I love it when people start off with “I don’t know anything about X, but what I do know is ….”
Here is an FT letter than annoyed me.
As a non-economist, I look to the FT for enlightenment as well as information …
Oh good. And on a thorny topic: foreign ownership of companies. Because we hate it but bringing up the barriers prevents competition and innovation flowing over borders. A tricky one. But no:
Does it not matter that Britain, unlike its neighbour France, is reduced to an industrial colony? Perhaps, with our tick-box education system that no longer tries to develop the ability to criticise, analyse and think independently, we are intended only to service the lower levels of foreign-owned industries and businesses. It should not surprise us if talented young people vote with their feet and leave the colony behind.
Oh. Even as a non-economist, the letter-writer is able to discern the full cause and distant effect of, um, equity ownership shifting from one bunch of capitalists to another. She has worked the WHOLE thing out.
Some facts. Young people flock TO the UK, including many French. We have a competitive manufacturing industry and world-leading services. We do not just do the ‘lower levels’ but participate in that grand division-of-labour by which activities move around the world according to skills and dispositions. Globalisation. And our education system still attracts a massive influx of foreign students.
Next non-expert: Muggle Janice Turner has read a book about finance:
Strangely, what I have learnt from my baby steps into financial waters is — aha! — I was right all along. My instincts, my natural suspicion of something for nothing, meant that I’d have spotted this would all go tits-up. Dubai’s new money always looked funny to me, as did Ireland’s. I was long concerned about young people maxing out credit cards; indeed, when invited to Downing Street three years ago, I ranted about personal debt to a startled Gordon Brown.
So it turns out she didn’t need to read anything. That ‘you don’t get something for nothing’ feeling would have done the trick.
I disagree. Every great endeavour of the past 200 years has needed that magic levitation that capitalism seems to achieve; of building it and then the capital coming. How were railways built? Amazon? The Empire State Building? The Second World War? 90% of the houses in this country? Mortgages, debt, finance, bringing forward the spending/investment and trusting the thing itself to pay it back. Yes, it seems weird, outrageous even, but it works.
At every stage of every expansion there have been people calling its end 5, 10 years too early. Even the great Krugman apparently has called eight of the last three recessions. Roubini saw it coming – but in 2003, his calls would have cost you a lot of money. Roger Bootle was calling the housing crash from 2003 as well. The instinctive ‘feeling’ of “this debt-fuelled asset strength and ongoing prosperity will have to end soon” is an ever-present.
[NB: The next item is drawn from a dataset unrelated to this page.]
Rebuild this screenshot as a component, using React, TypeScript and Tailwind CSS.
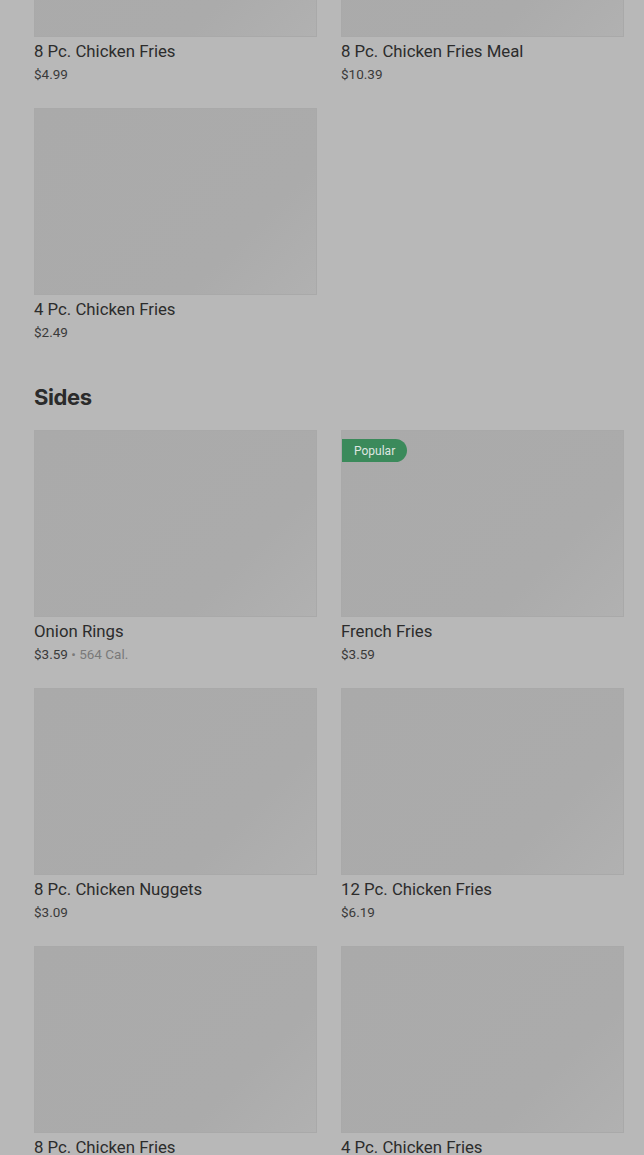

Janice Turner is assuming something bad: that it is obvious, that it could have all be predicted ‘, and that all the knowledge (which she gained in a weekend) was some sort of dressing up conartist obfuscation. The only point to which is to inform the righteous anger of the journalist. I don’t think systemic crises work like that. They occur when everyone thinks they are doing the right thing, but the sum of what they are doing adds up to instability.
Those sums are actually quite difficult: popping the bubble in housing in 2003 (when prices were 25% lower than now), precipitating a recession, would have been a dreadful mistake, ruining the lives of many people to no good end.
I think there is still a lot to learn.